Enhanced Security: Enforces robust authentication and access control measures, bolstering the system's overall security against unauthorized access.

Popular Solutions: Kong, Amazon API Gateway, Apigee, Azure API Gateway, MuleSoft Anypoint Platform

Conclusion

In the complex landscape of network architecture and web services, understanding the roles and functionalities of Load Balancers, Forward Proxies, Reverse Proxies, and API Gateways is crucial for effective system design and management. While each of these components serves a unique purpose, they all aim to optimize resource utilization, enhance security, and improve user experience in some form.

Load Balancers primarily focus on distributing incoming traffic across multiple servers to ensure no single server is overwhelmed. They are essential for scalability and high availability but are generally agnostic to the type of content being served.

Reverse Proxies sit in front of web servers and direct client requests to the appropriate backend server.
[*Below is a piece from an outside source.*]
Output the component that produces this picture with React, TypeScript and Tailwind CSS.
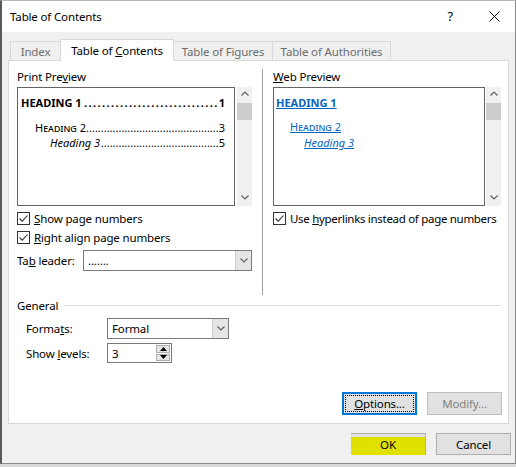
function Chevron({ dir = "down", color = "#606060" }: { dir?: "up" | "down"; color?: string }) {
  return (
    <svg width="8" height="5" viewBox="0 0 8 5">
      <path
        d={dir === "down" ? "M0.5 0.5 L4 4 L7.5 0.5" : "M0.5 4.5 L4 1 L7.5 4.5"}
        stroke={color}
        strokeWidth="1.2"
        fill="none"
      />
    </svg>
  );
}

function VScroll() {
  return (
    <div className="w-[15px] h-full bg-[#f0f0f0] flex flex-col items-center">
      <div className="mt-[4px] h-[5px] flex items-center">
        <Chevron dir="up" />
      </div>
      <div className="mt-[7px] w-[15px] h-[17px] bg-[#cdcdcd]" />
      <div className="flex-1" />
      <div className="mb-[6px] h-[5px] flex items-center">
        <Chevron dir="down" />
      </div>
    </div>
  );
}

function Checkbox({ children }: { children: React.ReactNode }) {
  return (
    <div className="flex items-center h-[15px] whitespace-nowrap">
      <span className="w-[13px] h-[13px] shrink-0 border border-[#333333] bg-white flex items-center justify-center">
        <svg width="11" height="11" viewBox="0 0 11 11">
          <path d="M1.5 5.5 L4.2 8.2 L9.5 2.5" stroke="#333333" strokeWidth="1.1" fill="none" />
        </svg>
      </span>
      <span className="ml-[4px]">{children}</span>
    </div>
  );
}

function Combo({ value, width }: { value: string; width: string }) {
  return (
    <div className={`${width} h-full border border-[#7a7a7a] bg-white flex`}>
      <div className="flex-1 flex items-center pl-[4px]">{value}</div>
      <div className="w-[16px] h-full bg-[#e5e5e5] border-l border-[#cccccc] flex items-center justify-center">
        <Chevron />
      </div>
    </div>
  );
}

function Tab({ label, width, selected }: { label: React.ReactNode; width: string; selected?: boolean }) {
  return (
    <div
      className={
        selected
          ? `${width} -ml-px h-[22px] -mb-px relative z-10 bg-white border border-b-0 border-[#d9d9d9] flex items-center justify-center text-black`
          : `${width} -ml-px first:ml-0 h-[19px] bg-[#f0f0f0] border border-b-0 border-[#d9d9d9] flex items-center justify-center text-[#6d6d6d]`
      }
    >
      {label}
    </div>
  );
}

function Leader({
  text,
  dots,
  num,
  className,
  dotClass = "",
}: {
  text: string;
  dots: number;
  num: string;
  className: string;
  dotClass?: string;
}) {
  return (
    <div className="flex h-[15px] whitespace-nowrap">
      <span className={className}>{text}</span>
      <span className={`flex-1 text-right ${dotClass}`}>{".".repeat(dots)}</span>
      <span>{num}</span>
    </div>
  );
}

export default function App() {
  return (
    <div className="w-[516px] h-[467px] bg-[#d9d9d9] text-[11.5px] tracking-[-0.15px] text-black font-['Noto_Sans',sans-serif] leading-[15px]">
      <div className="w-[516px] h-[464px] border border-[#8a8a8a] border-l-2 border-l-[#5a5a5a] border-t-[#b8b8b8] bg-[#f0f0f0] flex flex-col">
        {/* title bar */}
        <div className="h-[31px] bg-white flex items-center pl-[8px] shrink-0">
          <span>Table of Contents</span>
          <span className="ml-auto text-[13px]">?</span>
          <svg className="ml-[36px] mr-[15px]" width="11" height="11" viewBox="0 0 11 11">
            <path d="M0.5 0.5 L10.5 10.5 M10.5 0.5 L0.5 10.5" stroke="#000" strokeWidth="1" />
          </svg>
        </div>

        {/* tabs */}
        <div className="mt-[7px] ml-[8px] h-[21px] flex items-end">
          <Tab label="Index" width="w-[51px]" />
          <Tab
            label={
              <span>
                Table of <u>C</u>ontents
              </span>
            }
            width="w-[114px]"
            selected
          />
          <Tab label="Table of Figures" width="w-[100px]" />
          <Tab label="Table of Authorities" width="w-[119px]" />
        </div>

        {/* panel */}
        <div className="ml-[6px] mr-[6px] h-[364px] bg-white border border-[#d9d9d9] flex flex-col">
          <div className="mt-[8px] pl-[8px] h-[226px] flex">
            {/* left column */}
            <div className="w-[235px] flex flex-col">
              <div className="h-[15px]">
                Print Pre<u>v</u>iew
              </div>
              <div className="mt-[3px] h-[119px] flex">
                <div className="w-[219px] h-full border border-[#646464] pl-[3px] pr-[9px] pt-[7px] text-[11px] tracking-normal">
                  <div className="font-bold">
                    <Leader text="HEADING 1" dots={30} num="1" className="" dotClass="tracking-[1.4px]" />
                  </div>
                  <div className="mt-[10px] pl-[14px]">
                    <Leader text="Heading 2" dots={45} num="3" className="[font-variant:small-caps]" />
                  </div>
                  <div className="pl-[29px]">
                    <Leader text="Heading 3" dots={40} num="5" className="italic" />
                  </div>
                </div>
                <div className="ml-[2px] h-full">
                  <VScroll />
                </div>
              </div>
              <div className="mt-[5px]">
                <Checkbox>
                  <u>S</u>how page numbers
                </Checkbox>
              </div>
              <div className="mt-[4px]">
                <Checkbox>
                  <u>R</u>ight align page numbers
                </Checkbox>
              </div>
              <div className="mt-[5px] h-[21px] flex items-center">
                <span className="w-[66px]">
                  Ta<u>b</u> leader:
                </span>
                <Combo value="......." width="w-[169px]" />
              </div>
            </div>

            {/* separator */}
            <div className="ml-[10px] w-px bg-[#a0a0a0]" />

            {/* right column */}
            <div className="ml-[10px] w-[228px] flex flex-col">
              <div className="h-[15px]">
                <u>W</u>eb Preview
              </div>
              <div className="mt-[3px] h-[119px] flex">
                <div className="w-[212px] h-full border border-[#646464] pl-[2px] pt-[7px] text-[11px] tracking-normal text-[#0563c1]">
                  <div className="h-[15px] font-bold underline">HEADING 1</div>
                  <div className="h-[15px] mt-[9px] pl-[14px]">
                    <span className="underline [font-variant:small-caps]">Heading 2</span>
                  </div>
                  <div className="h-[15px] mt-[1px] pl-[28px]">
                    <span className="underline italic">Heading 3</span>
                  </div>
                </div>
                <div className="ml-[1px] h-full">
                  <VScroll />
                </div>
              </div>
              <div className="mt-[5px] tracking-[-0.3px]">
                <Checkbox>
                  Use <u>h</u>yperlinks instead of page numbers
                </Checkbox>
              </div>
            </div>
          </div>

          {/* General */}
          <div className="mt-[3px] pl-[8px] pr-[7px] h-[15px] flex items-center">
            <span>General</span>
            <div className="ml-[6px] flex-1 h-px bg-[#dcdcdc]" />
          </div>
          <div className="mt-[5px] pl-[17px] h-[21px] flex items-center">
            <span className="w-[81px]">
              Forma<u>t</u>s:
            </span>
            <Combo value="Formal" width="w-[122px]" />
          </div>
          <div className="mt-[4px] pl-[17px] h-[20px] flex items-center">
            <span className="w-[81px]">
              Show <u>l</u>evels:
            </span>
            <div className="w-[65px] h-full border border-[#7a7a7a] bg-white flex">
              <div className="flex-1 flex items-center pl-[4px]">3</div>
              <div className="w-[16px] h-full flex flex-col p-px gap-px">
                <div className="flex-1 bg-[#e5e5e5] border border-[#adadad] flex items-center justify-center">
                  <svg width="7" height="4" viewBox="0 0 7 4">
                    <path d="M0 4 L3.5 0 L7 4 Z" fill="#000" />
                  </svg>
                </div>
                <div className="flex-1 bg-[#e5e5e5] border border-[#adadad] flex items-center justify-center">
                  <svg width="7" height="4" viewBox="0 0 7 4">
                    <path d="M0 0 L3.5 4 L7 0 Z" fill="#000" />
                  </svg>
                </div>
              </div>
            </div>
          </div>

          <div className="mt-auto mb-[8px] pr-[6px] flex justify-end gap-[10px]">
            <button className="w-[75px] h-[23px] bg-[#e1e1e1] border-2 border-[#0078d7] p-[1px]">
              <div className="w-full h-full border border-dotted border-black flex items-center justify-center">
                <span>
                  <u>O</u>ptions...
                </span>
              </div>
            </button>
            <button className="w-[75px] h-[23px] bg-[#e1e1e1] border border-[#bfbfbf] text-[#838383] flex items-center justify-center">
              Modify...
            </button>
          </div>
        </div>

        {/* bottom buttons */}
        <div className="mt-[9px] pr-[4px] flex justify-end gap-[10px]">
          <button className="w-[75px] h-[22px] bg-[#e1e100] border-t border-r border-[#adadad] shadow-[inset_0_3px_0_#e1e1e1] flex items-center justify-center">
            OK
          </button>
          <button className="w-[75px] h-[22px] bg-[#e1e1e1] border border-[#adadad] flex items-center justify-center">
            Cancel
          </button>
        </div>
      </div>
    </div>
  );
}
They are server-facing and are often used for caching, SSL termination, and load distribution within an internal network.

Forward Proxies act as intermediaries between clients and servers, often filtering requests, providing anonymity for users, or bypassing geo-restrictions. They are client-facing and are generally used to control outbound traffic.

API Gateways, on the other hand, are specialized types of reverse proxies tailored for API traffic. They offer advanced functionalities like request routing, API composition, rate limiting, and security features such as authentication and authorization.

Each component has advantages and limitations, and your project's specific needs and constraints should dictate the choice between them. In many modern architectures, you'll often find a combination of these elements working to create a robust, scalable, and secure environment. Understanding their distinct roles and capabilities is the first step in making an informed decision about which to implement in your system.